Yesterday was my dad's 69th birthday. And he's looking great. Today I got an email from a friend from my childhood. I had not heard from her since the day we graduated. She recently found me on facebook and wanted to just write and let me know how much time spent at the Sage house when she was growing up meant to her. Apparently we came across as normal. And loving, and accepting, and fun. And it's true- the Sage household was a great place to spend time back in the 70's and 80's. In honor of my dad's big day, I want to just highlight the role he had in creating that space. Mom. This does not diminish your role in anyway. Your turn will come. I have lots of great things to say about you as well.
Here's what I love about my dad: He believed in me 100%. He still does, too! I was a girl growing up in the early stages of Title IX- my first sports experiences were as 'the girl' on boys' teams. Soon enough we got all girls teams (which my mom was sweet enough to volunteer to coach). I was never very good at any of them, decent, passable, but surely not a lot of fun to watch. But he would be at every game, cheering away. Thankfully he was one of the good fans, enthusiastic, but not getting in trouble with the refs or jeering the other team. There were parents in that camp and I was so glad they were not mine. 14 years of basketball games too watch. Wow. That's dedication.
He also was always available to help with homework. I remember getting a little frustrated with his math help when he actually had to take 15-20 minutes to read the chapter before helping me figure things out. Now that my oldest is tackling algebra I understand why you need the little refresher. I mean, I know that stuff, I just don't know it in a place in my brain that is easily accessible. But Rodg always found it. He'd sit with the texts puzzing it out and then translate for me. Even when I was getting testy and frustrated, he'd figure it out, work me through it, and help me get it done. He was an ideal tutor.
Rodg was also willing to teach me other things. I was always fascinated by the things he could churn out in the basement workshop. And I wanted to do it to, only I didn't have the best attention to detail, or follow through. But he'd take me down and lead me through whatever crazy project I had in mind. I remember back when I wanted to make a wooden puzzle for my soon to be spouse. He took me to the woodshop in the basement and on the first cut I nearly took off half a finger. He got a little pale, the forehead started sweating, but then he cracked some joke, got me a bandage and walked me through the rest of the project.

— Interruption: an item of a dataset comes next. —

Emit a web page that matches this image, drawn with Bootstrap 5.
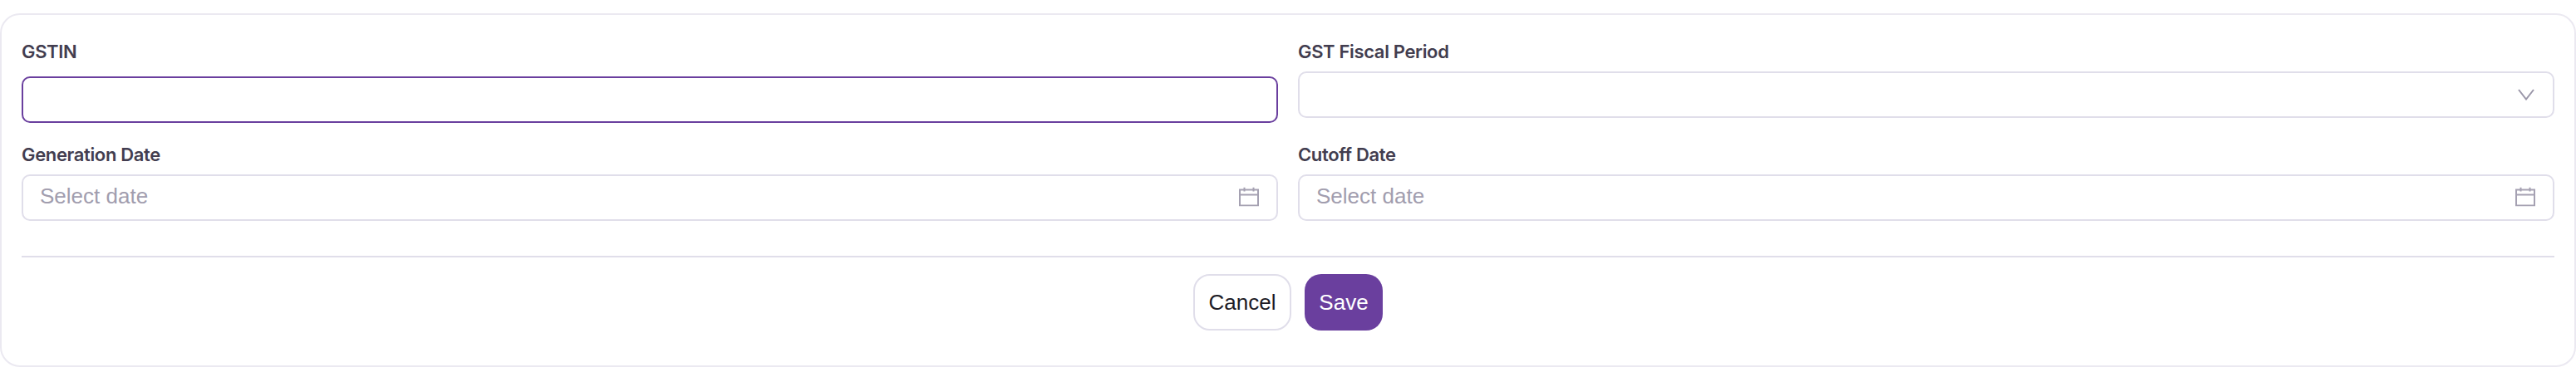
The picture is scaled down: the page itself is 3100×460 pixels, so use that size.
<!doctype html>
<html lang="en">
<head>
<meta charset="utf-8">
<title>GST form</title>
<link href="https://cdn.jsdelivr.net/npm/bootstrap@5.3.0/dist/css/bootstrap.min.css" rel="stylesheet">
<style>
body { background:#fff; font-family:Inter,"Liberation Sans",sans-serif; padding-top:16px; }
.gst-card { height:426px; border:2px solid #ebe9f1; border-radius:24px; padding:28px 24px 0; background:#fff; }
.gst-label { display:block; font-size:22px; font-weight:600; line-height:32px; letter-spacing:-0.35px; color:#423d4f; margin-bottom:8px; }
.gst-label-focus { margin-bottom:14px; }
.gst-field { height:56px; border:2px solid #e0deea; border-radius:10px; padding:0 20px 4px; font-family:"Liberation Sans",sans-serif; font-size:26px; color:#3b3648; background:#fff; }
.gst-field::placeholder { color:#a19dae; opacity:1; }
.gst-focus { border-color:#6a3f9e; margin-bottom:-6px; }
.gst-cell { margin-bottom:28px; }
.gst-ico { position:absolute; right:23px; top:50%; transform:translateY(-50%); }
.gst-ico-chev { right:24px; }
.gst-ico-cal { margin-top:-1px; }
.gst-rule { height:2px; background:#e0deea; margin:42px 0 20px; }
.gst-btn { height:68px; border-radius:20px; font-family:"Liberation Sans",sans-serif; font-size:26px; line-height:1; padding:0; }
.gst-cancel { width:118px; border:2px solid #e0deea; background:#fff; color:#1d1b26; }
.gst-save { width:94px; border:0; background:#6a3f9e; color:#fff; }
</style>
</head>
<body>
<form class="gst-card">
  <div class="row gx-4">
    <div class="col-6 gst-cell">
      <label class="gst-label gst-label-focus" for="a">GSTIN</label>
      <input id="a" class="form-control gst-field gst-focus" type="text">
    </div>
    <div class="col-6 gst-cell">
      <label class="gst-label" for="b">GST Fiscal Period</label>
      <div class="position-relative">
        <input id="b" class="form-control gst-field" type="text">
        <svg class="gst-ico gst-ico-chev" width="20" height="14" viewBox="0 0 20 14" fill="none" stroke="#9a96a8" stroke-width="2"><path d="M1 1l9 11.500L19 1"/></svg>
      </div>
    </div>
    <div class="col-6">
      <label class="gst-label" for="c">Generation Date</label>
      <div class="position-relative">
        <input id="c" class="form-control gst-field" type="text" placeholder="Select date">
        <svg class="gst-ico gst-ico-cal" width="24" height="23" viewBox="0 0 24 23" fill="none" stroke="#a5a1b2" stroke-width="2"><path d="M1 3h22v19H1zM1 9h22M6.500 0v5M17.500 0v5"/></svg>
      </div>
    </div>
    <div class="col-6">
      <label class="gst-label" for="d">Cutoff Date</label>
      <div class="position-relative">
        <input id="d" class="form-control gst-field" type="text" placeholder="Select date">
        <svg class="gst-ico gst-ico-cal" width="24" height="23" viewBox="0 0 24 23" fill="none" stroke="#a5a1b2" stroke-width="2"><path d="M1 3h22v19H1zM1 9h22M6.500 0v5M17.500 0v5"/></svg>
      </div>
    </div>
  </div>
  <div class="gst-rule"></div>
  <div class="d-flex justify-content-center gap-3">
    <button type="button" class="btn gst-btn gst-cancel">Cancel</button>
    <button type="button" class="btn gst-btn gst-save">Save</button>
  </div>
</form>
<script src="https://cdn.jsdelivr.net/npm/bootstrap@5.3.0/dist/js/bootstrap.bundle.min.js"></script>
</body>
</html>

Our weekends and summers were chock full of parent-led adventures. They got us out on bikes, canoes, skies, our feet. We toured the US by van, camping our way through state and national parks. We backpacked in the Beartooth mountains, drove dune buggies and skied in the rockies, sailed through the bahamas, and met up with distant relatives in Switzerland. I was not always the easiest to travel with- sometimes refusing to get out of the car because my book was too good- but they only left me behind twice. But those were mistakes. Or so they say!
Now Rodg does all these things with my own kids. He's been hanging with my boys once a week since the day Eli was born. He and my mom get them out and about, but also spend crucial hours on the ground with them- talking, laughing, playing, loving. What a gift for my family. I'm hoping that his math skills are still accessible in that lovely brain of his, because I think I will need some help helping my boys very soon.
So. There's my little tribute to my lovely fabulous 69 year old pops. I love you dad! You're the best! Thanks for helping create the space in my childhood where I could grow and stretch and dream and be wonderfully happy! And for continuing to do it through all of these years.